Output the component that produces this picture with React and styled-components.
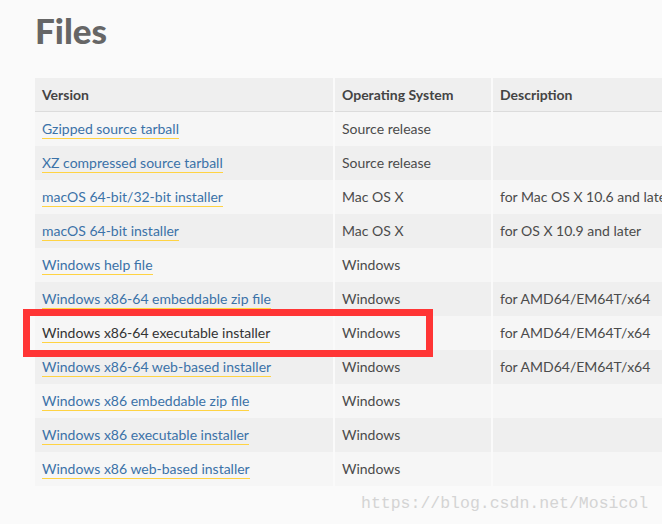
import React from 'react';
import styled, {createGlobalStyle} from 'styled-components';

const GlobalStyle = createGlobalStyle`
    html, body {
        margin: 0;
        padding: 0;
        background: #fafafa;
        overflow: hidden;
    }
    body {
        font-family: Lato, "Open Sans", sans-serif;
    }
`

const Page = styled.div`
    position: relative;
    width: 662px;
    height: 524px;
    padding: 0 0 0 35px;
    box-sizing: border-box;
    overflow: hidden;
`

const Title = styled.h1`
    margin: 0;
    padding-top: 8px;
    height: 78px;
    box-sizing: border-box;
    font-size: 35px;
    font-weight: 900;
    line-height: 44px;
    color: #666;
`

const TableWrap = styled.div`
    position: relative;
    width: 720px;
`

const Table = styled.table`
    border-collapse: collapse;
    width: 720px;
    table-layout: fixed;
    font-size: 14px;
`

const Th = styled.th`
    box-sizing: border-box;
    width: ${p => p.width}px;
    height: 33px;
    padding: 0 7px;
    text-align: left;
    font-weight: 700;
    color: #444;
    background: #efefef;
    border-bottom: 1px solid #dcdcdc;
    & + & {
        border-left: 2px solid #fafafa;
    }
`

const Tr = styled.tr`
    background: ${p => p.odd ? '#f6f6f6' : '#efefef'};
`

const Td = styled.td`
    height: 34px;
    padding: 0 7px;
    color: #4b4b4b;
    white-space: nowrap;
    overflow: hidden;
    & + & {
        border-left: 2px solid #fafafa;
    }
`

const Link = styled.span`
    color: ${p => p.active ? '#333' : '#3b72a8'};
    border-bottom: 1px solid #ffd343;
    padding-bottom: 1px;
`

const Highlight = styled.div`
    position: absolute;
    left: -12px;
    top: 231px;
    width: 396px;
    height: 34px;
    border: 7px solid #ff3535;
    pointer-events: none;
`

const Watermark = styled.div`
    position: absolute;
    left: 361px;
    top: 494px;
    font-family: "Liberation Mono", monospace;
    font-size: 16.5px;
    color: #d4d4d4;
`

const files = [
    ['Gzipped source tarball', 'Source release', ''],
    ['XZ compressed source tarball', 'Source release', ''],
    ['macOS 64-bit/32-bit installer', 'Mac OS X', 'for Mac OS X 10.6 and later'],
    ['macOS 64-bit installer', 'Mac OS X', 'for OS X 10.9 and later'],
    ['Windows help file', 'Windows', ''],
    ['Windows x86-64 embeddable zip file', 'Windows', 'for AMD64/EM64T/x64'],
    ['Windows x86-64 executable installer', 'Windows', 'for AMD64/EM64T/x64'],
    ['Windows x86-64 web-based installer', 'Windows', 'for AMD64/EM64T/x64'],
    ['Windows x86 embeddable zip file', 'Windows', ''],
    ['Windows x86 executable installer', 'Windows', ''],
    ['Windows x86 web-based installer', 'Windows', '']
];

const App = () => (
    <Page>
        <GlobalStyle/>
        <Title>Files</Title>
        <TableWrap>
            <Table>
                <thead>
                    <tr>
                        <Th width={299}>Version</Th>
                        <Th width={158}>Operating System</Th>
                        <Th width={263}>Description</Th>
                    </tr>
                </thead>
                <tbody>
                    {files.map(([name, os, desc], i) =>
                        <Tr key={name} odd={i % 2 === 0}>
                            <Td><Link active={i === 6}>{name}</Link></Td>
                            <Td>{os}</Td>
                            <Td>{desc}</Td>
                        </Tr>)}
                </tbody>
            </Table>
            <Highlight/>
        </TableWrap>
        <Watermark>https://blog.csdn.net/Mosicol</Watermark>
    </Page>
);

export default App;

Task:
Reproduce the listing above exactly, excluding all pictures.

Reply to the task:
Output the component that produces this picture with React and styled-components.
import React from 'react';
import styled, {createGlobalStyle} from 'styled-components';

const GlobalStyle = createGlobalStyle`
    html, body {
        margin: 0;
        padding: 0;
        background: #fafafa;
        overflow: hidden;
    }
    body {
        font-family: Lato, "Open Sans", sans-serif;
    }
`

const Page = styled.div`
    position: relative;
    width: 662px;
    height: 524px;
    padding: 0 0 0 35px;
    box-sizing: border-box;
    overflow: hidden;
`

const Title = styled.h1`
    margin: 0;
    padding-top: 8px;
    height: 78px;
    box-sizing: border-box;
    font-size: 35px;
    font-weight: 900;
    line-height: 44px;
    color: #666;
`

const TableWrap = styled.div`
    position: relative;
    width: 720px;
`

const Table = styled.table`
    border-collapse: collapse;
    width: 720px;
    table-layout: fixed;
    font-size: 14px;
`

const Th = styled.th`
    box-sizing: border-box;
    width: ${p => p.width}px;
    height: 33px;
    padding: 0 7px;
    text-align: left;
    font-weight: 700;
    color: #444;
    background: #efefef;
    border-bottom: 1px solid #dcdcdc;
    & + & {
        border-left: 2px solid #fafafa;
    }
`

const Tr = styled.tr`
    background: ${p => p.odd ? '#f6f6f6' : '#efefef'};
`

const Td = styled.td`
    height: 34px;
    padding: 0 7px;
    color: #4b4b4b;
    white-space: nowrap;
    overflow: hidden;
    & + & {
        border-left: 2px solid #fafafa;
    }
`

const Link = styled.span`
    color: ${p => p.active ? '#333' : '#3b72a8'};
    border-bottom: 1px solid #ffd343;
    padding-bottom: 1px;
`

const Highlight = styled.div`
    position: absolute;
    left: -12px;
    top: 231px;
    width: 396px;
    height: 34px;
    border: 7px solid #ff3535;
    pointer-events: none;
`

const Watermark = styled.div`
    position: absolute;
    left: 361px;
    top: 494px;
    font-family: "Liberation Mono", monospace;
    font-size: 16.5px;
    color: #d4d4d4;
`

const files = [
    ['Gzipped source tarball', 'Source release', ''],
    ['XZ compressed source tarball', 'Source release', ''],
    ['macOS 64-bit/32-bit installer', 'Mac OS X', 'for Mac OS X 10.6 and later'],
    ['macOS 64-bit installer', 'Mac OS X', 'for OS X 10.9 and later'],
    ['Windows help file', 'Windows', ''],
    ['Windows x86-64 embeddable zip file', 'Windows', 'for AMD64/EM64T/x64'],
    ['Windows x86-64 executable installer', 'Windows', 'for AMD64/EM64T/x64'],
    ['Windows x86-64 web-based installer', 'Windows', 'for AMD64/EM64T/x64'],
    ['Windows x86 embeddable zip file', 'Windows', ''],
    ['Windows x86 executable installer', 'Windows', ''],
    ['Windows x86 web-based installer', 'Windows', '']
];

const App = () => (
    <Page>
        <GlobalStyle/>
        <Title>Files</Title>
        <TableWrap>
            <Table>
                <thead>
                    <tr>
                        <Th width={299}>Version</Th>
                        <Th width={158}>Operating System</Th>
                        <Th width={263}>Description</Th>
                    </tr>
                </thead>
                <tbody>
                    {files.map(([name, os, desc], i) =>
                        <Tr key={name} odd={i % 2 === 0}>
                            <Td><Link active={i === 6}>{name}</Link></Td>
                            <Td>{os}</Td>
                            <Td>{desc}</Td>
                        </Tr>)}
                </tbody>
            </Table>
            <Highlight/>
        </TableWrap>
        <Watermark>https://blog.csdn.net/Mosicol</Watermark>
    </Page>
);

export default App;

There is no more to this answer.